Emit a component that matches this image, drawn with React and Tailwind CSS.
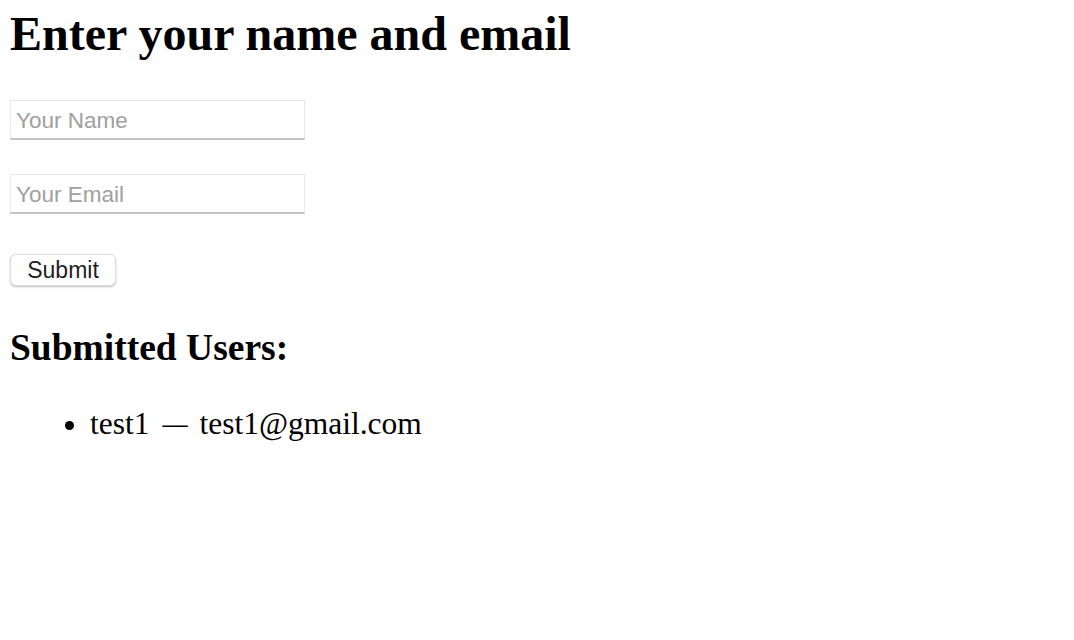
export default function App() {
  const users = [{ name: 'test1', email: 'test1@gmail.com' }];

  return (
    <div className="min-h-[640px] bg-white px-[10px] pt-[6px] text-black [font-family:'Liberation_Serif',serif]">
      <h1 className="text-[48px] font-bold leading-[56px]">Enter your name and email</h1>

      <form className="mt-[38px] flex flex-col items-start" onSubmit={(e) => e.preventDefault()}>
        <input
          type="text"
          placeholder="Your Name"
          className="h-[40px] w-[295px] border border-[#e6e6e6] border-b-[#c4c4c4] border-b-2 bg-white px-[5px] pt-[2px] text-[22.5px] [font-family:'Liberation_Sans',sans-serif] placeholder:text-[#a0a0a0] outline-none"
        />
        <input
          type="email"
          placeholder="Your Email"
          className="mt-[34px] h-[40px] w-[295px] border border-[#e6e6e6] border-b-[#c4c4c4] border-b-2 bg-white px-[5px] pt-[2px] text-[22.5px] [font-family:'Liberation_Sans',sans-serif] placeholder:text-[#a0a0a0] outline-none"
        />
        <button
          type="submit"
          className="mt-[40px] h-[32px] w-[106px] rounded-[6px] border border-[#dcdcdc] bg-white text-[23px] leading-none text-[#1f1f1f] shadow-[0_1px_2px_rgba(0,0,0,0.25)] [font-family:'Liberation_Sans',sans-serif]"
        >
          Submit
        </button>
      </form>

      <h2 className="mt-[40px] text-[37.5px] font-bold leading-[44px]">Submitted Users:</h2>
      <ul className="mt-[36px] list-disc pl-[80px] text-[31.5px] leading-[36px]">
        {users.map((u) => (
          <li key={u.email}>
            {u.name}
            <span className="inline-block w-[50px] scale-x-[0.8] text-center">—</span>
            {u.email}
          </li>
        ))}
      </ul>
    </div>
  );
}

- - -

** WHAT IS ASKED **
Using the material above, set down every line exactly, but skip the pictures.

** REPLY TO THE TASK **
Emit a component that matches this image, drawn with React and Tailwind CSS.
export default function App() {
  const users = [{ name: 'test1', email: 'test1@gmail.com' }];

  return (
    <div className="min-h-[640px] bg-white px-[10px] pt-[6px] text-black [font-family:'Liberation_Serif',serif]">
      <h1 className="text-[48px] font-bold leading-[56px]">Enter your name and email</h1>

      <form className="mt-[38px] flex flex-col items-start" onSubmit={(e) => e.preventDefault()}>
        <input
          type="text"
          placeholder="Your Name"
          className="h-[40px] w-[295px] border border-[#e6e6e6] border-b-[#c4c4c4] border-b-2 bg-white px-[5px] pt-[2px] text-[22.5px] [font-family:'Liberation_Sans',sans-serif] placeholder:text-[#a0a0a0] outline-none"
        />
        <input
          type="email"
          placeholder="Your Email"
          className="mt-[34px] h-[40px] w-[295px] border border-[#e6e6e6] border-b-[#c4c4c4] border-b-2 bg-white px-[5px] pt-[2px] text-[22.5px] [font-family:'Liberation_Sans',sans-serif] placeholder:text-[#a0a0a0] outline-none"
        />
        <button
          type="submit"
          className="mt-[40px] h-[32px] w-[106px] rounded-[6px] border border-[#dcdcdc] bg-white text-[23px] leading-none text-[#1f1f1f] shadow-[0_1px_2px_rgba(0,0,0,0.25)] [font-family:'Liberation_Sans',sans-serif]"
        >
          Submit
        </button>
      </form>

      <h2 className="mt-[40px] text-[37.5px] font-bold leading-[44px]">Submitted Users:</h2>
      <ul className="mt-[36px] list-disc pl-[80px] text-[31.5px] leading-[36px]">
        {users.map((u) => (
          <li key={u.email}>
            {u.name}
            <span className="inline-block w-[50px] scale-x-[0.8] text-center">—</span>
            {u.email}
          </li>
        ))}
      </ul>
    </div>
  );
}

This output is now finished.